The request =
Locate, in the data below, the line that contains "The picture is" and the line that contains "string; items: MenuItem[]"; reproduce exactly those two lines and every line between them, nothing more.

Information provided =
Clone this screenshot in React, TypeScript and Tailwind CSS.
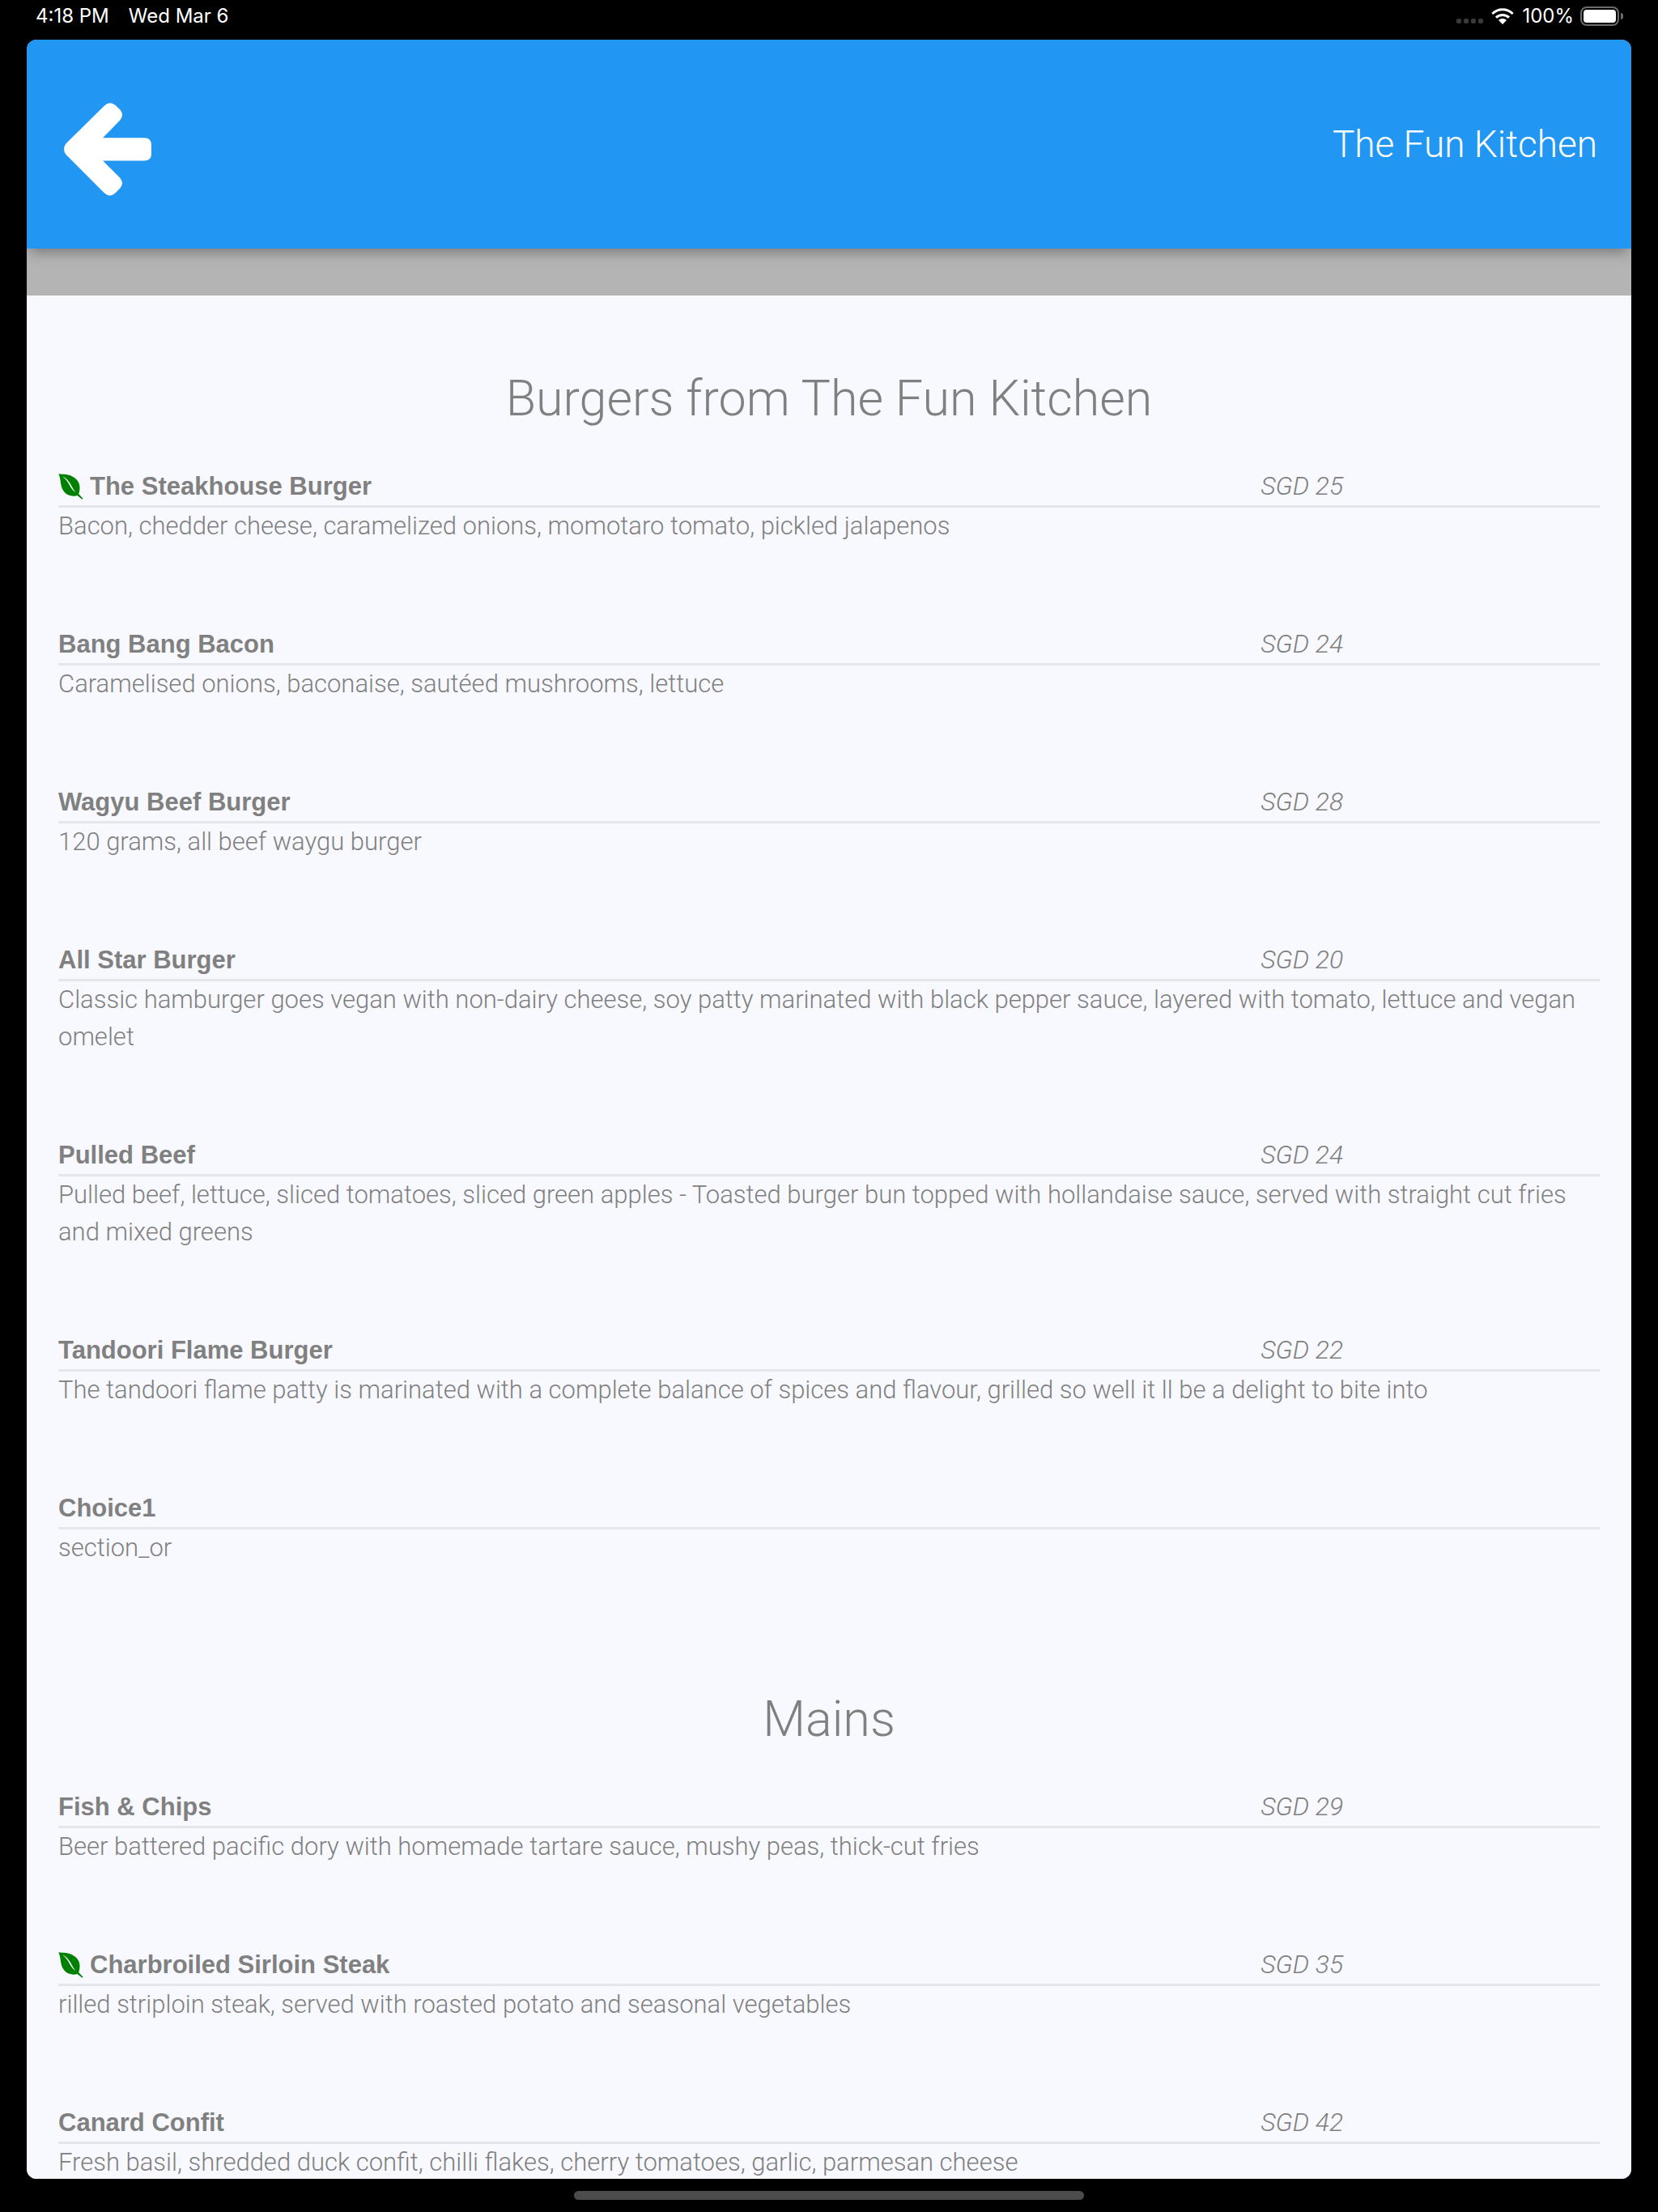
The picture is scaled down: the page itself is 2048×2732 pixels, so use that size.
type MenuItem = { name: string; price?: string; description: string; veg?: boolean };
type MenuSection = { title: string; items: MenuItem[] };

const sections: MenuSection[] = [
  {
    title: "Burgers from The Fun Kitchen",
    items: [
      { name: "The Steakhouse Burger", price: "SGD 25", veg: true, description: "Bacon, chedder cheese, caramelized onions, momotaro tomato, pickled jalapenos" },
      { name: "Bang Bang Bacon", price: "SGD 24", description: "Caramelised onions, baconaise, sautéed mushrooms, lettuce" },
      { name: "Wagyu Beef Burger", price: "SGD 28", description: "120 grams, all beef waygu burger" },
      { name: "All Star Burger", price: "SGD 20", description: "Classic hamburger goes vegan with non-dairy cheese, soy patty marinated with black pepper sauce, layered with tomato, lettuce and vegan omelet" },
      { name: "Pulled Beef", price: "SGD 24", description: "Pulled beef, lettuce, sliced tomatoes, sliced green apples - Toasted burger bun topped with hollandaise sauce, served with straight cut fries and mixed greens" },
      { name: "Tandoori Flame Burger", price: "SGD 22", description: "The tandoori flame patty is marinated with a complete balance of spices and flavour, grilled so well it ll be a delight to bite into" },
      { name: "Choice1", description: "section_or" },
    ],
  },
  {
    title: "Mains",
    items: [
      { name: "Fish & Chips", price: "SGD 29", description: "Beer battered pacific dory with homemade tartare sauce, mushy peas, thick-cut fries" },
      { name: "Charbroiled Sirloin Steak", price: "SGD 35", veg: true, description: "rilled striploin steak, served with roasted potato and seasonal vegetables" },
      { name: "Canard Confit", price: "SGD 42", description: "Fresh basil, shredded duck confit, chilli flakes, cherry tomatoes, garlic, parmesan cheese" },
    ],
  },
];

function BackArrow() {
  return (
    <svg viewBox="0 0 324 344" className="h-[115px] w-[108px]" fill="currentColor" aria-hidden="true">
      <path d="M7 151 L150 10 Q170 -9 190 8 L208 25 Q224 44 208 64 L144 129 H298 Q324 129 324 155 V188 Q324 214 298 214 H144 L208 278 Q224 298 208 316 L190 334 Q170 352 150 334 L7 191 Q-7 171 7 151 Z" />
    </svg>
  );
}

function Leaf() {
  return (
    <svg viewBox="0 0 92 96" className="h-8 w-[31px] shrink-0" role="img" aria-label="Vegetarian">
      <path
        fill="#008000"
        d="M0 1 C20 3 38 2 54 12 C72 22 79 36 79 52 C79 62 77 70 75 75 L91 92 L88 95 L70 81 C62 84 52 84 44 81 C28 78 18 66 12 50 C7 34 8 14 0 1 Z"
      />
      <path fill="#f8f9ff" d="M15 10 C34 19 44 36 52 52 C56 60 60 65 64 69 C56 65 50 58 44 48 C36 33 28 20 15 10 Z" />
    </svg>
  );
}

function Wifi() {
  return (
    <svg viewBox="0 0 84 60" className="h-5 w-7" aria-label="Wi-Fi" role="img">
      <g fill="none" stroke="#fff" strokeWidth="9">
        <path d="M4 21 C25 0 59 0 80 21" />
        <path d="M18 35 C31 22 53 22 66 35" />
      </g>
      <path fill="#fff" d="M27 45 C35 37 49 37 57 45 L42 60 Z" />
    </svg>
  );
}

function Battery() {
  return (
    <div className="flex items-center gap-[2px]" role="img" aria-label="Battery full">
      <div className="h-6 w-12 rounded-[8px] border-2 border-[#6b6b6b] p-[2px]">
        <div className="h-full w-full rounded-[4px] bg-white" />
      </div>
      <div className="h-2 w-[3px] rounded-r-full bg-[#6b6b6b]" />
    </div>
  );
}

function StatusBar() {
  return (
    <div className="flex h-[49px] shrink-0 items-center justify-between pb-[10px] pl-11 pr-[43px] font-['Inter',sans-serif] text-[24px] leading-8 text-white">
      <div className="flex gap-6">
        <span>4:18 PM</span>
        <span>Wed Mar 6</span>
      </div>
      <div className="flex items-center">
        <div className="mr-[10px] flex gap-[3px] pt-[13px]">
          {[0, 1, 2, 3].map((i) => (
            <span key={i} className="size-[6px] rounded-[2px] bg-[#3a3a3a]" />
          ))}
        </div>
        <Wifi />
        <span className="ml-[10px] mr-2">100%</span>
        <Battery />
      </div>
    </div>
  );
}

function MenuRow({ item }: { item: MenuItem }) {
  return (
    <li className="mb-[99px]">
      <div className="flex border-b-[3px] border-[#e6e6ea] leading-[47px]">
        <h3 className="flex flex-1 items-center gap-2 font-['Liberation_Sans',sans-serif] font-bold">
          {item.veg && <Leaf />}
          {item.name}
        </h3>
        <span className="w-[22%] text-[32px] leading-[47px] italic">{item.price}</span>
      </div>
      <p className="leading-[46px]">{item.description}</p>
    </li>
  );
}

export default function App() {
  return (
    <div className="flex h-screen flex-col bg-black">
      <StatusBar />
      <div className="mx-[33px] flex min-h-0 flex-1 flex-col overflow-hidden rounded-xl bg-[#b4b4b4] font-['Roboto',sans-serif] font-light">
        <header className="relative flex h-[258px] shrink-0 items-center justify-between bg-[#2196f3] pl-[46px] pr-[42px] text-white shadow-[0_8px_16px_-4px_rgba(0,0,0,0.35)]">
          <button type="button" aria-label="Back" className="pt-3">
            <BackArrow />
          </button>
          <h1 className="text-[46px] leading-[64px]">The Fun Kitchen</h1>
        </header>
        <main className="mt-[58px] min-h-0 flex-1 overflow-hidden bg-[#f8f9ff] px-[39px] pt-[38px] text-[31px] text-[#808080]">
          {sections.map((section) => (
            <section key={section.title} className="pt-[43px]">
              <h2 className="mb-[39px] text-center text-[61px] leading-[92px]">{section.title}</h2>
              <ul>
                {section.items.map((item) => (
                  <MenuRow key={item.name} item={item} />
                ))}
              </ul>
            </section>
          ))}
        </main>
      </div>
      <div className="flex h-[41px] shrink-0 items-center justify-center">
        <div className="h-[11px] w-[630px] max-w-full rounded-full bg-[#4c4c4c]" />
      </div>
    </div>
  );
}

Exercise result =
The picture is scaled down: the page itself is 2048×2732 pixels, so use that size.
type MenuItem = { name: string; price?: string; description: string; veg?: boolean };
type MenuSection = { title: string; items: MenuItem[] };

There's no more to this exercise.